Et les émissions de gaz à effet de serre et le bilan carbone dans tout cela?
Alors que la lutte contre le réchauffement climatique est devenu un objectif central en Europe et plus largement dans le monde, il n'est absolument pas pris en compte que le plastique est aujourd'hui un économiseur de CO2 comparé à d'autres matériaux.
Pour rappel, dans l'étude "Plastics and Climate in Perspective" de Denkstatt de septembre 2020, il a été relevé que:
"La plupart des plastiques sont un réducteur net d'émissions de GES"
"Par rapport à des matériaux alternatifs, les emballages en plastique actuellement utilisés en Europe et en Amérique du Nord génèrent 116 millions de tonnes de CO2e en moins par an, ce qui équivaut à l'impact de 25 centrales au charbon Centrales électriques de 500 MW."
"Les émissions économisées au cours du cycle de vie total sont souvent plus élevées que les impacts de la production et de la récupération du plastique."
"Le bénéfice respectif de la réduction des pertes alimentaires est estimée à 45 - 60 millions de tonnes de CO2e. Le bénéfice net moyen de 42 millions de tonnes de CO2e est équivalent à l'empreinte carbone de la nutrition pour 14 Millions de personnes en Europe et en Amérique du Nord."

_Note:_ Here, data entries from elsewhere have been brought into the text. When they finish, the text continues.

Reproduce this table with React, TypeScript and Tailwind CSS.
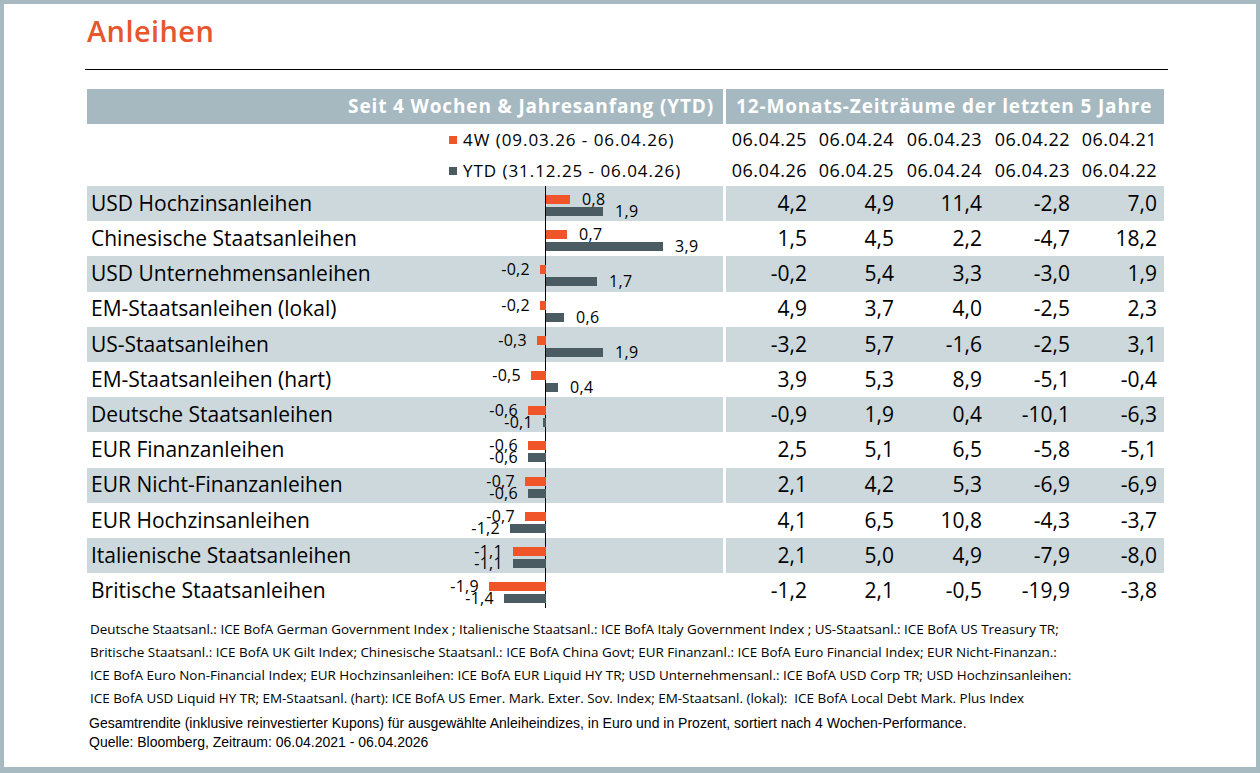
import React from "react";

const rows = [
  { name: "USD Hochzinsanleihen", w4: 0.8, ytd: 1.9, y: ["4,2", "4,9", "11,4", "-2,8", "7,0"] },
  { name: "Chinesische Staatsanleihen", w4: 0.7, ytd: 3.9, y: ["1,5", "4,5", "2,2", "-4,7", "18,2"] },
  { name: "USD Unternehmensanleihen", w4: -0.2, ytd: 1.7, y: ["-0,2", "5,4", "3,3", "-3,0", "1,9"] },
  { name: "EM-Staatsanleihen (lokal)", w4: -0.2, ytd: 0.6, y: ["4,9", "3,7", "4,0", "-2,5", "2,3"] },
  { name: "US-Staatsanleihen", w4: -0.3, ytd: 1.9, y: ["-3,2", "5,7", "-1,6", "-2,5", "3,1"] },
  { name: "EM-Staatsanleihen (hart)", w4: -0.5, ytd: 0.4, y: ["3,9", "5,3", "8,9", "-5,1", "-0,4"] },
  { name: "Deutsche Staatsanleihen", w4: -0.6, ytd: -0.1, y: ["-0,9", "1,9", "0,4", "-10,1", "-6,3"] },
  { name: "EUR Finanzanleihen", w4: -0.6, ytd: -0.6, y: ["2,5", "5,1", "6,5", "-5,8", "-5,1"] },
  { name: "EUR Nicht-Finanzanleihen", w4: -0.7, ytd: -0.6, y: ["2,1", "4,2", "5,3", "-6,9", "-6,9"] },
  { name: "EUR Hochzinsanleihen", w4: -0.7, ytd: -1.2, y: ["4,1", "6,5", "10,8", "-4,3", "-3,7"] },
  { name: "Italienische Staatsanleihen", w4: -1.1, ytd: -1.1, y: ["2,1", "5,0", "4,9", "-7,9", "-8,0"] },
  { name: "Britische Staatsanleihen", w4: -1.9, ytd: -1.4, y: ["-1,2", "2,1", "-0,5", "-19,9", "-3,8"] },
];

const AXIS = 459;
const SCALE = 30;
const fmt = (v: number) => v.toFixed(1).replace(".", ",");

function Bar({ value, top, color }: { value: number; top: number; color: string }) {
  const w = Math.abs(value) * SCALE;
  const left = value >= 0 ? AXIS : AXIS - w;
  const center = top + 4.5;
  return (
    <>
      <div className={`absolute h-[9px] ${color}`} style={{ left, top, width: w }} />
      {value >= 0 ? (
        <span
          className="absolute text-[16px] leading-none tracking-[0.3px] text-black"
          style={{ left: AXIS + w + 12, top: center - 8.5 }}
        >
          {fmt(value)}
        </span>
      ) : (
        <span
          className="absolute text-[16px] leading-none tracking-[0.3px] text-black text-right"
          style={{ right: 636 - (AXIS - w - 10), top: center - 8.5 }}
        >
          {fmt(value)}
        </span>
      )}
    </>
  );
}

function Cols({ vals, className }: { vals: string[]; className?: string }) {
  return (
    <div className={`grid grid-cols-[81px_87px_88px_88px_87px] pr-[7px] ${className ?? ""}`}>
      {vals.map((v, i) => (
        <div key={i} className="text-right">
          {v}
        </div>
      ))}
    </div>
  );
}

export default function App() {
  return (
    <div className="w-[1260px] h-[773px] bg-[#a7bac2] pt-[4px] pl-[4px] pr-[4px] pb-[6px] font-['Open_Sans',sans-serif]">
      <div className="h-full bg-white pl-[81px] pr-[88px] pt-[11px]">
        <h1 className="pl-[2px] text-[29px] font-semibold leading-[32px] text-[#e8562e] tracking-[0.4px]">Anleihen</h1>
        <div className="mt-[22px] h-px bg-black" />

        {/* header bar */}
        <div className="mt-[19px] ml-[2px] flex h-[35px] gap-[3px] text-[19px] font-bold tracking-[0.85px] text-white">
          <div className="flex w-[636px] items-center justify-end bg-[#a6b9c1] pr-[9px]">
            Seit 4 Wochen &amp; Jahresanfang (YTD)
          </div>
          <div className="flex w-[438px] items-center bg-[#a6b9c1] pl-[10px]">
            12-Monats-Zeiträume der letzten 5 Jahre
          </div>
        </div>

        {/* legend + dates */}
        <div className="ml-[2px] flex gap-[3px] text-black">
          <div className="w-[636px] pl-[362px] text-[17px] tracking-[0.95px]">
            <div className="flex h-[31px] items-center gap-[6px]">
              <span className="h-[8px] w-[8px] bg-[#f0552a]" />
              4W (09.03.26 - 06.04.26)
            </div>
            <div className="flex h-[31px] items-center gap-[6px]">
              <span className="h-[8px] w-[8px] bg-[#4a5c62]" />
              YTD (31.12.25 - 06.04.26)
            </div>
          </div>
          <div className="w-[438px] text-[18px] tracking-[0.5px]">
            <Cols vals={["06.04.25", "06.04.24", "06.04.23", "06.04.22", "06.04.21"]} className="h-[31px] items-center" />
            <Cols vals={["06.04.26", "06.04.25", "06.04.24", "06.04.23", "06.04.22"]} className="h-[31px] items-center" />
          </div>
        </div>

        {/* rows */}
        <div className="ml-[2px]">
          {rows.map((r, i) => {
            const bg = i % 2 === 0 ? "bg-[#ccd8dc]" : "bg-white";
            return (
              <div key={r.name} className="flex h-[35.2px] gap-[3px] text-[21px] text-black">
                <div className={`relative w-[636px] ${bg} flex items-center pl-[4px]`}>
                  {r.name}
                  <div className="absolute top-0 bottom-0 w-px bg-black" style={{ left: AXIS - 1 }} />
                  <Bar value={r.w4} top={9} color="bg-[#f0552a]" />
                  <Bar value={r.ytd} top={21} color="bg-[#4a5c62]" />
                </div>
                <div className={`w-[438px] ${bg} flex items-center`}>
                  <Cols vals={r.y} className="w-full" />
                </div>
              </div>
            );
          })}
        </div>

        {/* footnotes */}
        <div className="mt-[10px] pl-[5px] text-[13.45px] leading-[23px] text-black">
          <div>Deutsche Staatsanl.: ICE BofA German Government Index ; Italienische Staatsanl.: ICE BofA Italy Government Index ; US-Staatsanl.: ICE BofA US Treasury TR;</div>
          <div>Britische Staatsanl.: ICE BofA UK Gilt Index; Chinesische Staatsanl.: ICE BofA China Govt; EUR Finanzanl.: ICE BofA Euro Financial Index; EUR Nicht-Finanzan.:</div>
          <div>ICE BofA Euro Non-Financial Index; EUR Hochzinsanleihen: ICE BofA EUR Liquid HY TR; USD Unternehmensanl.: ICE BofA USD Corp TR; USD Hochzinsanleihen:</div>
          <div>ICE BofA USD Liquid HY TR; EM-Staatsanl. (hart): ICE BofA US Emer. Mark. Exter. Sov. Index; EM-Staatsanl. (lokal):&nbsp; ICE BofA Local Debt Mark. Plus Index</div>
        </div>
        <div className="mt-[4px] pl-[4px] font-['Liberation_Sans',Arial,sans-serif] text-[14px] leading-[19px] text-black">
          <div>Gesamtrendite (inklusive reinvestierter Kupons) für ausgewählte Anleiheindizes, in Euro und in Prozent, sortiert nach 4 Wochen-Performance.</div>
          <div>Quelle: Bloomberg, Zeitraum: 06.04.2021 - 06.04.2026</div>
        </div>
      </div>
    </div>
  );
}
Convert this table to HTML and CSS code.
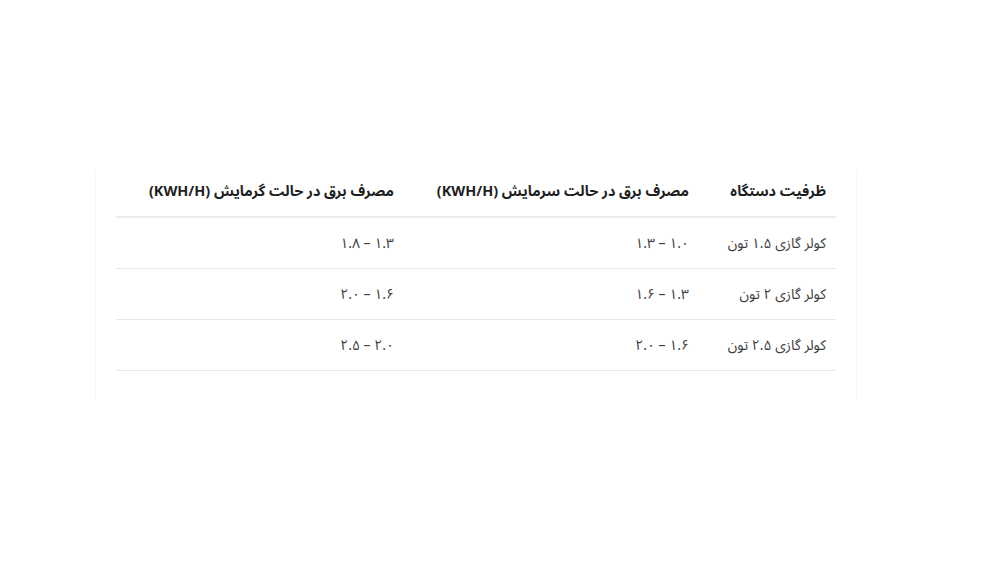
FILE: index.html
```html
<!DOCTYPE html>
<html lang="fa" dir="rtl">
<head>
<meta charset="utf-8">
<title>مصرف برق کولر گازی</title>
<link rel="stylesheet" href="styles.css">
</head>
<body>
<div class="page">
  <div class="box">
    <table class="spec">
      <colgroup>
        <col class="c1">
        <col class="c2">
        <col class="c3">
      </colgroup>
      <thead>
        <tr>
          <th>ظرفیت دستگاه</th>
          <th>مصرف برق در حالت سرمایش (KWH/H)</th>
          <th>مصرف برق در حالت گرمایش (KWH/H)</th>
        </tr>
      </thead>
      <tbody>
        <tr>
          <td>کولر گازی ۱.۵ تون</td>
          <td>۱.۰ – ۱.۳</td>
          <td>۱.۳ – ۱.۸</td>
        </tr>
        <tr>
          <td>کولر گازی ۲ تون</td>
          <td>۱.۳ – ۱.۶</td>
          <td>۱.۶ – ۲.۰</td>
        </tr>
        <tr>
          <td>کولر گازی ۲.۵ تون</td>
          <td>۱.۶ – ۲.۰</td>
          <td>۲.۰ – ۲.۵</td>
        </tr>
      </tbody>
    </table>
  </div>
</div>
</body>
</html>
```
FILE: styles.css
```css
html, body {
  margin: 0;
  padding: 0;
  background: #ffffff;
}
body {
  font-family: "Noto Sans Arabic", "DejaVu Sans", sans-serif;
  color: #3a3a3a;
}
.page {
  padding-top: 172px;
  padding-right: 149px;
  display: flex;
  justify-content: flex-start;
}
.box {
  width: 720px;
  padding: 0 20px 28px 20px;
  border-left: 1px solid #f6f6f6;
  border-right: 1px solid #f6f6f6;
}
.spec {
  width: 720px;
  border-collapse: collapse;
  table-layout: fixed;
}
.c1 { width: 137px; }
.c2 { width: 295px; }
.c3 { width: 288px; }
.spec th {
  text-align: right;
  font-weight: bold;
  font-size: 14.4px;
  color: #1e1e1e;
  padding: 4px 10px 0 10px;
  height: 40px;
  vertical-align: top;
  border-bottom: 2px solid #ececec;
  white-space: nowrap;
}
.spec td {
  text-align: right;
  font-size: 14px;
  color: #3d3d3d;
  padding: 0 10px;
  height: 50px;
  vertical-align: middle;
  border-bottom: 1px solid #e6e6e6;
  white-space: nowrap;
}
```
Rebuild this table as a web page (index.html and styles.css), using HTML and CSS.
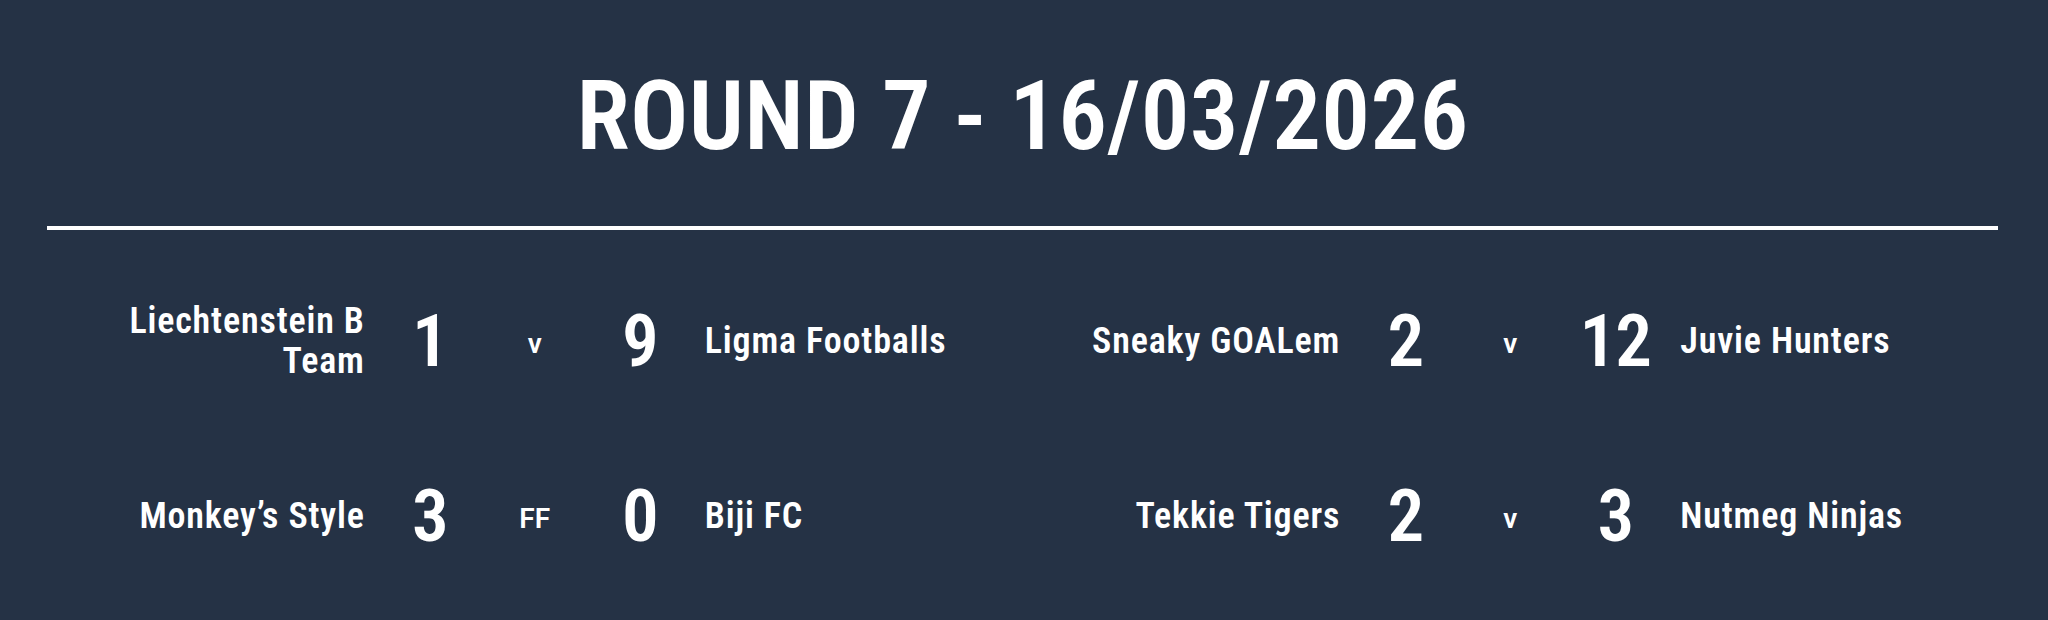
FILE: index.html
```html
<!DOCTYPE html>
<html lang="en">
<head>
<meta charset="utf-8">
<title>Round 7 - 16/03/2026</title>
<link rel="stylesheet" href="styles.css">
</head>
<body>
<main class="page">
  <h1 class="title">ROUND 7 - 16/03/2026</h1>
  <hr class="rule">
  <section class="fixtures">
    <div class="match">
      <div class="team home">Liechtenstein B<br>Team</div>
      <div class="score">1</div>
      <div class="sep">v</div>
      <div class="score">9</div>
      <div class="team away">Ligma Footballs</div>
    </div>
    <div class="match">
      <div class="team home">Sneaky GOALem</div>
      <div class="score">2</div>
      <div class="sep">v</div>
      <div class="score">12</div>
      <div class="team away">Juvie Hunters</div>
    </div>
    <div class="match">
      <div class="team home">Monkey’s Style</div>
      <div class="score">3</div>
      <div class="sep">FF</div>
      <div class="score">0</div>
      <div class="team away">Biji FC</div>
    </div>
    <div class="match">
      <div class="team home">Tekkie Tigers</div>
      <div class="score">2</div>
      <div class="sep">v</div>
      <div class="score">3</div>
      <div class="team away">Nutmeg Ninjas</div>
    </div>
  </section>
</main>
</body>
</html>
```
FILE: styles.css
```css
* {
  box-sizing: border-box;
}

html, body {
  margin: 0;
  padding: 0;
  background: #253245;
}

body {
  width: 2048px;
  height: 620px;
  overflow: hidden;
  color: #ffffff;
  font-family: Roboto, "Liberation Sans", sans-serif;
}

.page {
  padding: 68px 50px 0 47px;
}

.title {
  margin: 0 0 61px;
  font-size: 97px;
  line-height: 97px;
  font-weight: 600;
  font-stretch: 87%;
  letter-spacing: 0.3px;
  text-align: center;
}

.rule {
  margin: 0;
  border: 0;
  height: 4px;
  background: #ffffff;
}

.fixtures {
  margin-top: 51px;
  display: grid;
  grid-template-columns: 1fr 1fr;
  row-gap: 55px;
}

.match {
  height: 120px;
  display: grid;
  grid-template-columns: 1fr 80px 80px 80px 1fr;
  column-gap: 25px;
  align-items: center;
}

.team {
  font-size: 36px;
  line-height: 40px;
  font-weight: 600;
  font-stretch: 87%;
  letter-spacing: 0.85px;
}

.home {
  text-align: right;
}

.away {
  text-align: left;
}

.score {
  font-size: 73px;
  line-height: 73px;
  font-weight: 600;
  font-stretch: 85%;
  text-align: center;
  letter-spacing: -1px;
}

.sep {
  font-size: 28px;
  line-height: 28px;
  font-weight: 600;
  text-align: center;
  padding-top: 6px;
}
```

"Découpler les émissions de GES de la croissance du plastique permettra de réduire les émissions de GES au fil du temps malgré la croissance du plastique consommation."
Lors de la COP 26, plus de 100 pays ont accepté de réduire les émissions de ce gaz à effet de serre d’ici à 2030 et plus de 120 pays, représentant environ 90 % des forêts du monde, se sont engagés à stopper et à inverser la déforestation d’ici 2030.
Par ailleurs, l’objectif global de l’UE est, pour la commission Von Der Leyen, de parvenir à la neutralité carbone d’ici à 2050, soit la compensation de 100 % des émissions de CO2 (autant d’émissions captées ou “absorbées” qu’émises).
Où sont les études d'impacts sur tout ce qui précède et qui auraient été prises en compte par le Décret pour vouloir se passer de conditionnement en plastique pour les fruits et légumes?
Ce sont des questions auxquelles le Gouvernement pourra répondre devant le Conseil d'Etat.